Python's extensive library ecosystem is another key advantage. There is a wealth of machine learning libraries available that provide ready-to-use implementations of algorithms, tools for data manipulation, and visualization capabilities. These libraries not only accelerate development but also foster innovation by allowing practitioners to experiment with different approaches and algorithms.
II. Foundational Libraries
To excel in machine learning, it is essential to have a strong foundation in foundational libraries. Two crucial libraries in this category are NumPy and Pandas.
NumPy: NumPy is a fundamental library for scientific computing in Python. It provides support for large, multi-dimensional arrays and a wide range of mathematical functions to perform efficient computations on these arrays. NumPy's array objects, called arrays, are optimized for fast execution, making it a powerful tool for numerical computations in machine learning.
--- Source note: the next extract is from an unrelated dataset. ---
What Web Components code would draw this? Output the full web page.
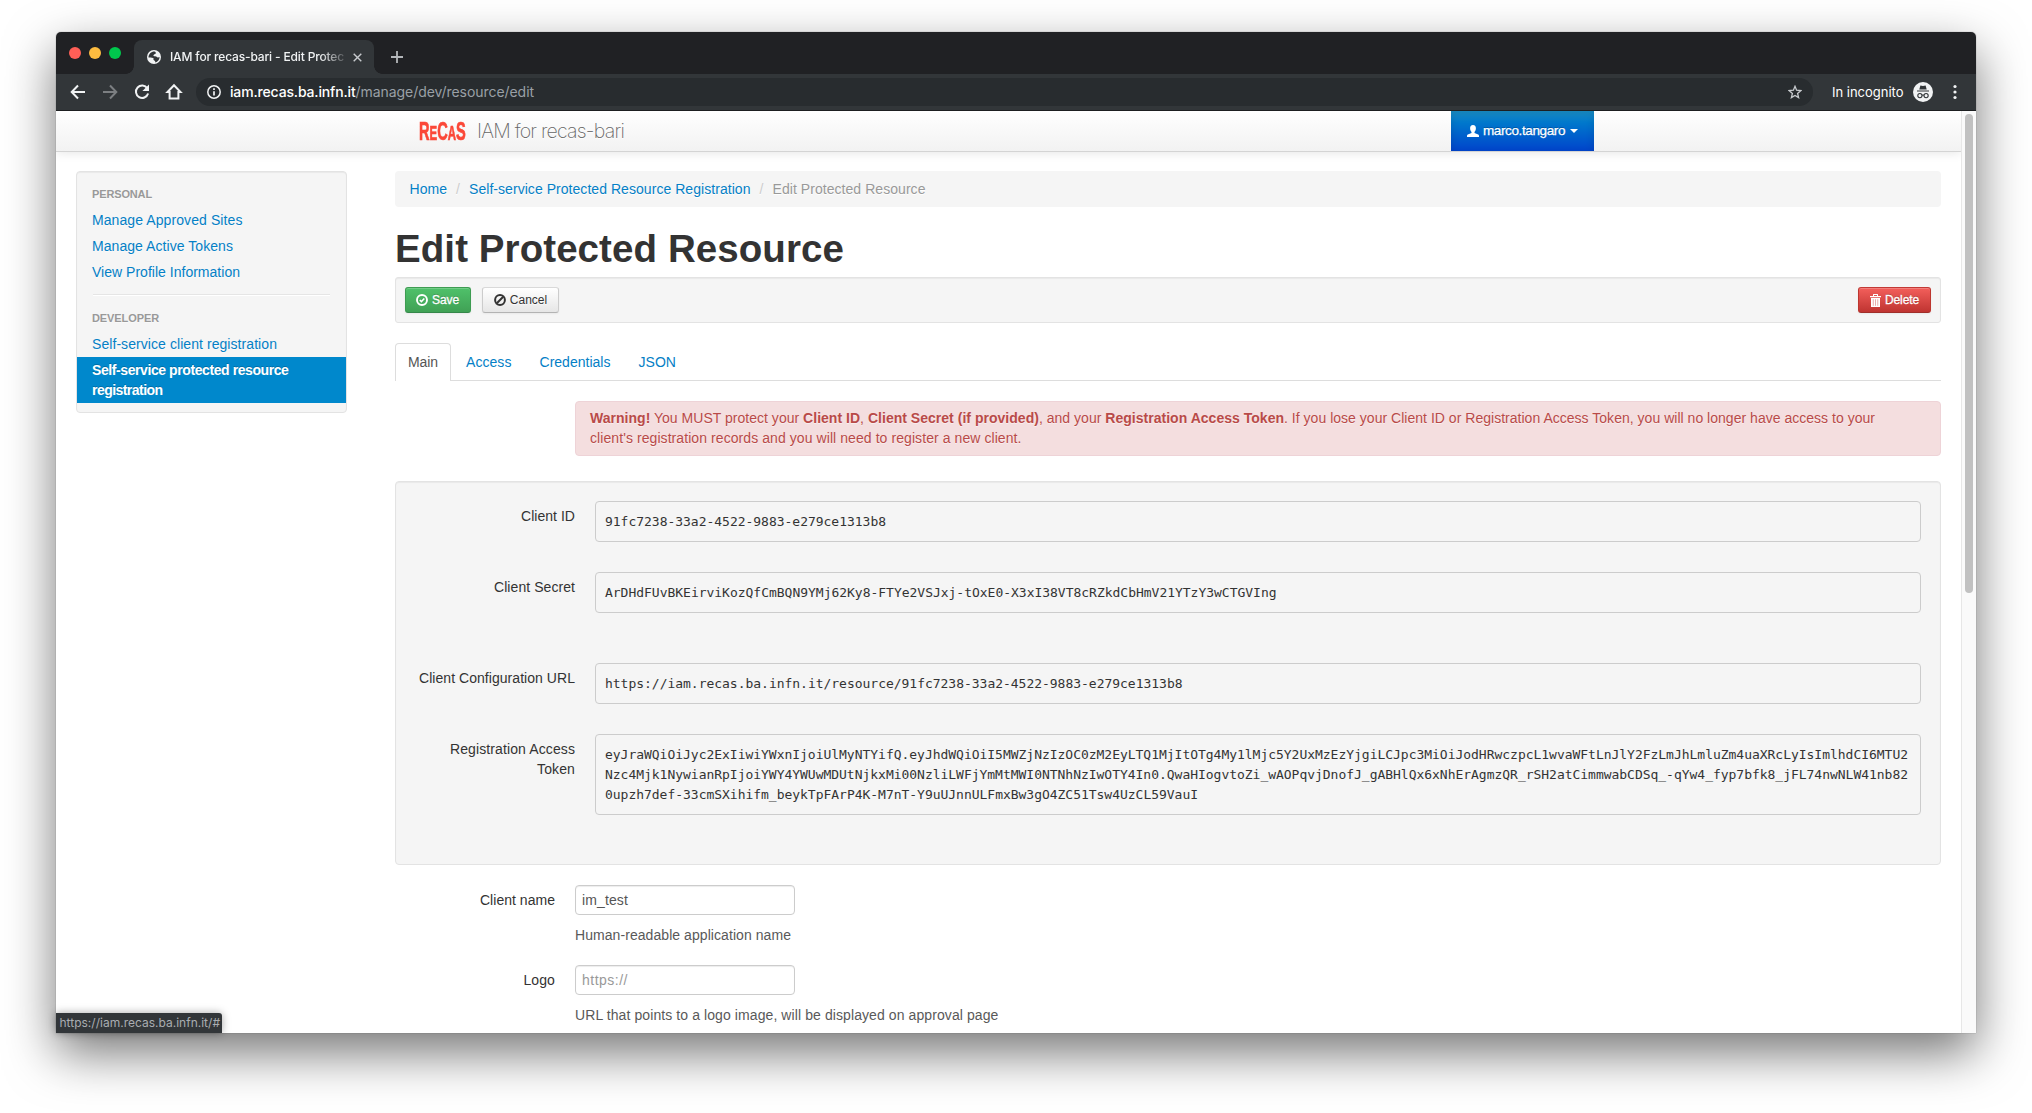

Pandas: Pandas are a powerful library for data manipulation and analysis. It introduces data structures like DataFrames and Series, which allow for easy handling and processing of structured data. Pandas provides functions for data cleaning, transformation, and aggregation, making it a crucial tool for data preprocessing in machine learning projects.
III. Machine Learning Libraries
Machine learning libraries provide a comprehensive set of algorithms and tools for developing, training, and evaluating machine learning models. The following libraries are essential for any machine learning enthusiast:
Scikit-learn: Scikit-learn is a versatile and easy-to-use machine-learning library. It offers a wide range of algorithms for classification, regression, clustering, and dimensionality reduction. Scikit-learn also provides utilities for model selection, evaluation, and preprocessing.
TensorFlow: TensorFlow is an open-source deep learning library developed by Google. It offers a flexible architecture for building and training various types of neural networks, including convolutional neural networks (CNNs) and recurrent neural networks (RNNs). TensorFlow is known for its scalability and compatibility with both CPUs and GPUs.
Keras: Keras is a high-level neural network library that runs on top of TensorFlow. It provides a user-friendly API for defining and training deep learning models. Keras abstracts away the low-level details, making it easier to experiment with different network architectures and configurations.
PyTorch: PyTorch is another popular deep-learning library that offers dynamic computational graphs, enabling more flexibility during model construction. It has gained a significant following due to its intuitive interface and extensive community support.
IV. Data Visualization Libraries
Data visualization is an essential aspect of understanding and communicating insights from machine learning models. The following libraries help in creating informative and visually appealing visualizations:
Matplotlib: Matplotlib is a versatile plotting library that provides a wide range of plotting functions. It allows you to create line plots, scatter plots, histograms, bar charts, and more. Matplotlib provides extensive customization options to tailor visualizations according to your needs.
Seaborn: Seaborn is a statistical data visualization library that builds on top of Matplotlib. It provides higher-level functions for creating attractive and informative statistical graphics. Seaborn simplifies the process of creating complex visualizations and offers built-in support for visualizing relationships in datasets.
V. Scientific Computing Libraries
Scientific computing libraries augment the capabilities of Python by providing additional functionality for scientific and technical computing. One such library is SciPy.
SciPy: SciPy is a collection of mathematical algorithms and functions built on top of NumPy. It provides modules for optimization, linear algebra, integration, interpolation, signal processing, and more. SciPy is an indispensable tool for various machine learning tasks, such as feature selection, dimensionality reduction, and optimization.
VI. Natural Language Processing (NLP) Library
Natural Language Processing (NLP) libraries allow for the processing and analysis of textual data, a critical component of many machine learning applications. One popular library for NLP is NLTK.
NLTK: NLTK is a comprehensive library for NLP tasks. It provides a wide range of algorithms and corpora for tasks such as tokenization, stemming, lemmatization, part-of-speech tagging, and sentiment analysis. NLTK is a valuable resource for extracting insights and patterns from text data.
Conclusion
Python's rich library ecosystem has transformed the landscape of machine learning, making it more accessible and empowering for enthusiasts. The foundational libraries of NumPy and Pandas provide essential tools for numerical computing and data manipulation. Machine learning libraries like Scikit-learn, TensorFlow, Keras, and PyTorch offer a comprehensive set of algorithms and frameworks for model development and training. Data visualization libraries like Matplotlib and Seaborn enable the creation of insightful visualizations.
SciPy enhances scientific computing capabilities, while NLTK provides resources for natural language processing tasks. By mastering these 10 must-learn Python libraries, machine-learning enthusiasts can unlock a world of possibilities, accelerate their projects, and achieve remarkable results. Embrace the power of Python libraries and embark on your journey to become a proficient machine-learning practitioner.